Chanted expressions of joy such as that invocation to "Stevene and Jon" bring associations obvious to Anon.'s 14th century audience but not to me. I have to look up who Saint Stephen was (he shows up in Good King Wenceslas's "On the feast of Stephen" as well) and find him described as the "first Christian martyr," stoned to death for teaching an unpopular gospel in Jerusalem. Those medieval Christians sure held on to their martyrs.
Anon. 14th century is also credited with "There is no Rose," a carol that sends me groping back to the origins of the English rose. The first two lines are heard often: "There is no rose of such vertu/As is the rose that bare Jesu."
The rest of the text is doctrinal filler. It's the medieval English fascination (or obsession) with the rose that gets to me. I think the rose symbolizes the mystical something at the center of all things. That mystery appears in nature's rose, in the delicate and complicated layers of the flower's flesh. It's red, like blood. And when you get to the center of the rose, what's there? The inexplicable. That no one home. God is in the world, and yet out of it too.
One of the most important --in its day -- medieval texts was a long "poem" called "The Romance of the Rose." Other poems or authors refer to it, but nobody teaches it today. When I search it in online references I am rather set down to learn that much of this didactic poem is spent on talking young men out of homosexuality, and that the rose is regarded as symbolic of the the female sexual organ. Sorry I asked.
Then the whole English medieval period climaxes in "The War of the Roses."
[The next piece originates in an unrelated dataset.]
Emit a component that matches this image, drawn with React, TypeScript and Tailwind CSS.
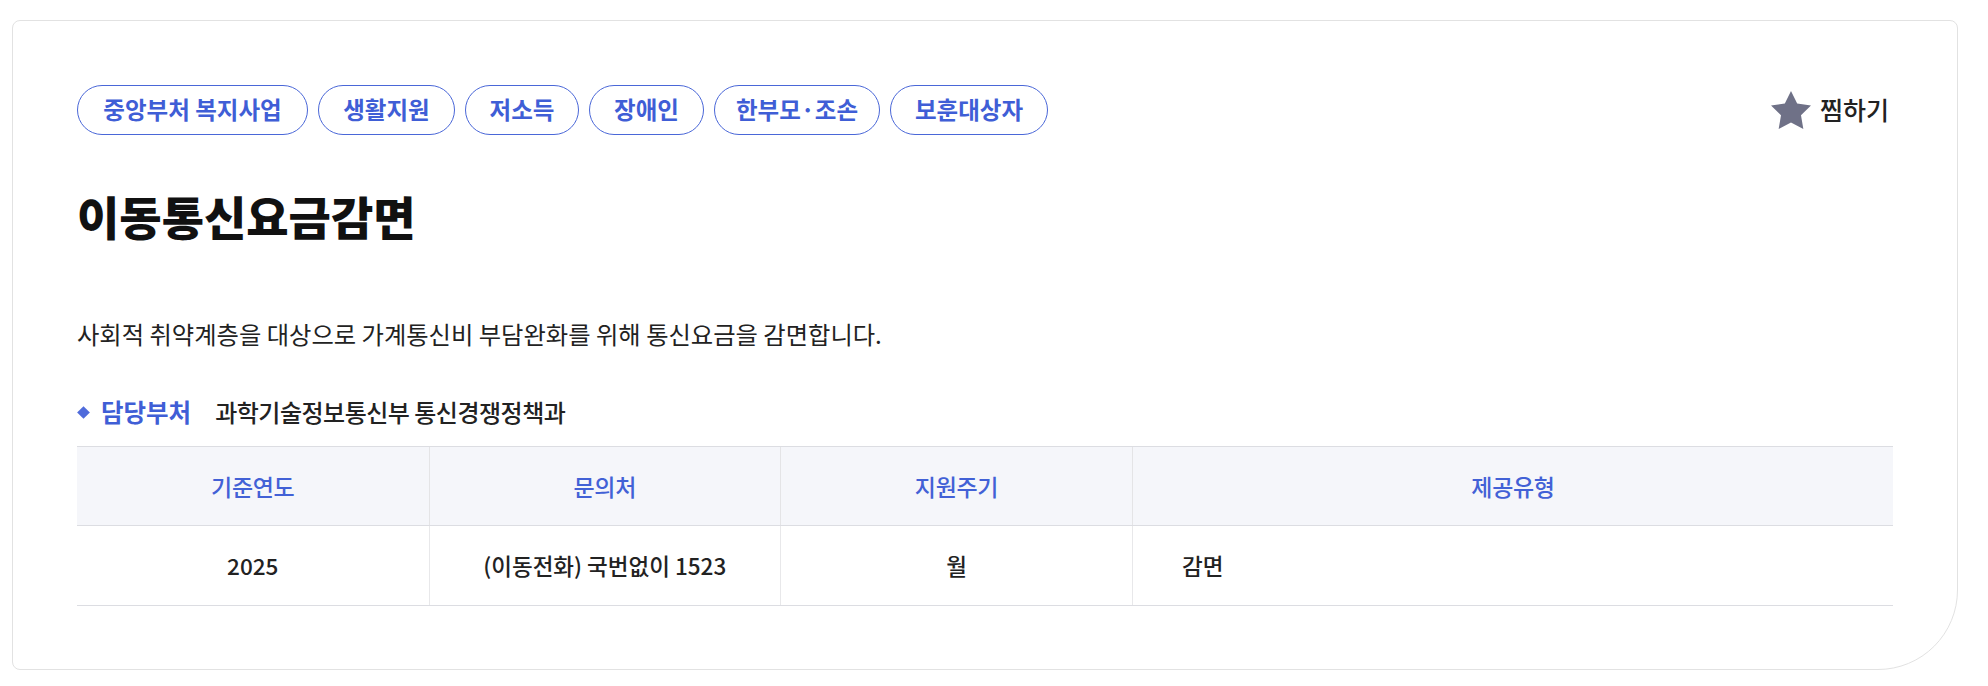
import React from "react";

const tags: { label: string; w: string }[] = [
  { label: "중앙부처 복지사업", w: "w-[231px]" },
  { label: "생활지원", w: "w-[137px]" },
  { label: "저소득", w: "w-[114px]" },
  { label: "장애인", w: "w-[115px]" },
  { label: "한부모·조손", w: "w-[166px]" },
  { label: "보훈대상자", w: "w-[158px]" },
];

function Star() {
  return (
    <svg width="40" height="38" viewBox="2 2 20 19.02" aria-hidden="true">
      <path
        d="M12 2l3.09 6.26L22 9.27l-5 4.87 1.18 6.88L12 17.77l-6.18 3.25L7 14.14 2 9.27l6.91-1.01L12 2z"
        fill="#6f7187"
      />
    </svg>
  );
}

export default function App() {
  return (
    <div
      className="min-h-[686px] bg-white pt-[20px] pl-[12px]"
      style={{ fontFamily: '"Noto Sans CJK KR", "Noto Sans", sans-serif' }}
    >
      <div className="w-[1946px] h-[650px] border border-[#e2e2e2] rounded-[8px] rounded-br-[80px] bg-white px-[64px] pt-[64px]">
        <div className="flex items-center justify-between h-[50px]">
          <div className="flex items-center gap-[10px]">
            {tags.map((t) => (
              <span
                key={t.label}
                className={`${t.w} h-[50px] flex items-center justify-center whitespace-nowrap rounded-full border border-[#4a67d8] text-[#3f5ed6] text-[23.5px] font-semibold leading-none`}
              >
                {t.label}
              </span>
            ))}
          </div>
          <button className="flex items-center gap-[9px] text-[25px] font-medium text-[#222] mr-[4px]">
            <Star />
            <span>찜하기</span>
          </button>
        </div>

        <h1 className="mt-[53px] text-[46px] leading-[54px] font-black text-[#111]">
          이동통신요금감면
        </h1>

        <p className="mt-[76px] text-[24.3px] leading-[32px] text-[#222]">
          사회적 취약계층을 대상으로 가계통신비 부담완화를 위해 통신요금을 감면합니다.
        </p>

        <div className="mt-[46px] flex items-center h-[32px]">
          <span className="w-[9px] h-[9px] rotate-45 bg-[#4f6bdb] ml-[2px] mr-[13px]"></span>
          <span className="text-[24.5px] font-bold text-[#3f5ed6]">담당부처</span>
          <span className="ml-[24px] text-[24px] tracking-[-0.5px] font-medium text-[#222]">과학기술정보통신부 통신경쟁정책과</span>
        </div>

        <div className="mt-[18px] border-t border-[#dcdde2]">
          <div className="grid grid-cols-[351.5px_351.5px_352px_1fr] bg-[#f5f6fa] border-b border-[#dcdde2] h-[79px] text-[23px] font-medium text-[#4261d6] tracking-[-0.3px]">
            <div className="flex items-center justify-center">기준연도</div>
            <div className="flex items-center justify-center border-l border-[#e4e4e6]">문의처</div>
            <div className="flex items-center justify-center border-l border-[#e4e4e6]">지원주기</div>
            <div className="flex items-center justify-center border-l border-[#e4e4e6]">제공유형</div>
          </div>
          <div className="grid grid-cols-[351.5px_351.5px_352px_1fr] border-b border-[#dcdde2] h-[80px] text-[22.5px] font-medium text-[#222]">
            <div className="flex items-center justify-center">2025</div>
            <div className="flex items-center justify-center border-l border-[#e8e8ea]">(이동전화) 국번없이 1523</div>
            <div className="flex items-center justify-center border-l border-[#e8e8ea]">월</div>
            <div className="flex items-center pl-[49px] border-l border-[#e8e8ea]">감면</div>
          </div>
        </div>
      </div>
    </div>
  );
}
Frankly, I'm much happier with the two lines that begin the 14th century carol "There is no Rose." And quite transported with what Britten does with it. That's the bottom line as well for the rest of the songs in the "Ceremony of Carols."
It's music of parts that somehow fit together like a ceremony, an observance, a thanksgiving of the spirit, a work of art that worships the wonder of existence.
It's a ceremony that evokes nostalgia, peace, and a sense that those higher things we are always supposed to be concerned with turn out to be all around us.